▶ **REQUIREMENT**:
Check each line of the listing, and copy it if it contains the word "React".

▶ **SUPPLIED DATA**:
#####

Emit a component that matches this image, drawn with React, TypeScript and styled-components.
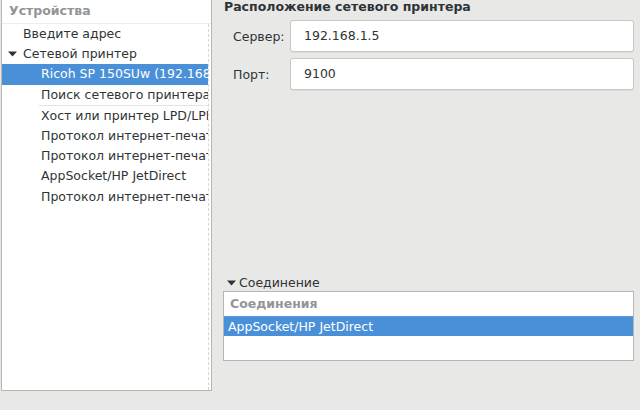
import React from 'react';
import styled, { createGlobalStyle } from 'styled-components';

const colors = {
  bg: '#e8e8e7',
  text: '#2e3436',
  dim: '#929595',
  border: '#b6b6b3',
  entryBorder: '#cdc7c2',
  select: '#4a90d9',
  grid: '#d6d6d4',
};

const GlobalStyle = createGlobalStyle`
  * {
    margin: 0;
    padding: 0;
    box-sizing: border-box;
  }
  html, body, #root {
    height: 100%;
  }
  body {
    font-family: "DejaVu Sans", "Noto Sans", sans-serif;
    font-size: 12.5px;
    background: ${colors.bg};
    color: ${colors.text};
    overflow: hidden;
  }
`;

const Window = styled.div`
  display: flex;
  height: 410px;
  width: 640px;
  padding-left: 1px;
`;

const Sidebar = styled.div`
  width: 211px;
  height: 391px;
  background: #fff;
  border-left: 1px solid ${colors.border};
  border-right: 1px solid ${colors.border};
  border-bottom: 1px solid ${colors.border};
  display: flex;
  flex-direction: column;
  overflow: hidden;
`;

const ColumnHeader = styled.div`
  height: 24px;
  line-height: 22px;
  padding-left: 7px;
  font-weight: bold;
  color: ${colors.dim};
  border-bottom: 1px solid #ececec;
  white-space: nowrap;
`;

const TreeBody = styled.div`
  flex: 1;
  display: flex;
`;

const TreeRows = styled.div`
  width: 207px;
  border-right: 1px dashed ${colors.grid};
  display: flex;
  flex-direction: column;
`;

const Row = styled.div<{ $level: number; $selected?: boolean }>`
  height: 20.2px;
  line-height: 20px;
  padding-left: ${({ $level }) => 21 + $level * 18}px;
  white-space: nowrap;
  overflow: hidden;
  position: relative;
  flex-shrink: 0;
  background: ${({ $selected }) => ($selected ? colors.select : 'transparent')};
  color: ${({ $selected }) => ($selected ? '#fff' : colors.text)};
`;

const Expander = styled.svg`
  position: absolute;
  left: 6px;
  top: 7px;
`;

const RowSeparator = styled.div`
  height: 1px;
  flex-shrink: 0;
  margin-left: 37px;
  background: #e4e4e4;
`;

const Content = styled.div`
  flex: 1;
  display: flex;
  flex-direction: column;
  padding: 0 6px 49px 11px;
`;

const Title = styled.div`
  font-weight: bold;
  line-height: 13px;
  padding-left: 1px;
  white-space: nowrap;
`;

const Form = styled.div`
  display: grid;
  grid-template-columns: 57px 1fr;
  row-gap: 6px;
  align-items: center;
  margin-top: 7px;
  padding-left: 10px;
`;

const Label = styled.label`
  white-space: nowrap;
`;

const Entry = styled.div`
  height: 32px;
  line-height: 30px;
  background: #fff;
  border: 1px solid ${colors.entryBorder};
  border-radius: 3px;
  box-shadow: 0 1px rgba(0, 0, 0, 0.05);
  padding-left: 13px;
`;

const Spacer = styled.div`
  flex: 1;
`;

const SectionToggle = styled.div`
  display: flex;
  align-items: center;
  gap: 3px;
  height: 15px;
  padding-left: 4px;
  margin-bottom: 1px;
`;

const ListBox = styled.div`
  height: 70px;
  background: #fff;
  border: 1px solid ${colors.border};
  display: flex;
  flex-direction: column;
`;

const ListHeader = styled.div`
  height: 24px;
  line-height: 23px;
  padding-left: 6px;
  font-weight: bold;
  color: ${colors.dim};
`;

const ListItem = styled.div<{ $selected?: boolean }>`
  height: 20px;
  line-height: 19px;
  padding-left: 4px;
  background: ${({ $selected }) => ($selected ? colors.select : 'transparent')};
  color: ${({ $selected }) => ($selected ? '#fff' : colors.text)};
  border-top: 1px solid ${({ $selected }) => ($selected ? '#5d9be0' : 'transparent')};
`;

const Arrow: React.FC = () => (
  <svg width="9" height="6" viewBox="0 0 9 6">
    <polygon points="0,0.5 9,0.5 4.5,5.5" fill={colors.text} />
  </svg>
);

const devices = [
  { label: 'Введите адрес', level: 0 },
  { label: 'Сетевой принтер', level: 0, open: true },
  { label: 'Ricoh SP 150SUw (192.168.1.5)', level: 1, selected: true },
  { label: 'Поиск сетевого принтера', level: 1, sep: true },
  { label: 'Хост или принтер LPD/LPR', level: 1 },
  { label: 'Протокол интернет-печати (ipp)', level: 1 },
  { label: 'Протокол интернет-печати (https)', level: 1 },
  { label: 'AppSocket/HP JetDirect', level: 1 },
  { label: 'Протокол интернет-печати (ipps)', level: 1 },
];

const App: React.FC = () => {
  return (
    <>
      <GlobalStyle />
      <Window>
        <Sidebar>
          <ColumnHeader>Устройства</ColumnHeader>
          <TreeBody>
            <TreeRows>
              {devices.map((d) => (
                <React.Fragment key={d.label}>
                  <Row $level={d.level} $selected={d.selected}>
                    {d.open && (
                      <Expander width="9" height="6" viewBox="0 0 9 6">
                        <polygon points="0,0.5 9,0.5 4.5,5.5" fill={colors.text} />
                      </Expander>
                    )}
                    {d.label}
                  </Row>
                  {d.sep && <RowSeparator />}
                </React.Fragment>
              ))}
            </TreeRows>
          </TreeBody>
        </Sidebar>
        <Content>
          <Title>Расположение сетевого принтера</Title>
          <Form>
            <Label>Сервер:</Label>
            <Entry>192.168.1.5</Entry>
            <Label>Порт:</Label>
            <Entry>9100</Entry>
          </Form>
          <Spacer />
          <SectionToggle>
            <Arrow />
            Соединение
          </SectionToggle>
          <ListBox>
            <ListHeader>Соединения</ListHeader>
            <ListItem $selected>AppSocket/HP JetDirect</ListItem>
          </ListBox>
        </Content>
      </Window>
    </>
  );
};

export default App;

#####

▶ **OUTPUT BELOW**:
Emit a component that matches this image, drawn with React, TypeScript and styled-components.
import React from 'react';
const Arrow: React.FC = () => (
const App: React.FC = () => {
                <React.Fragment key={d.label}>
                </React.Fragment>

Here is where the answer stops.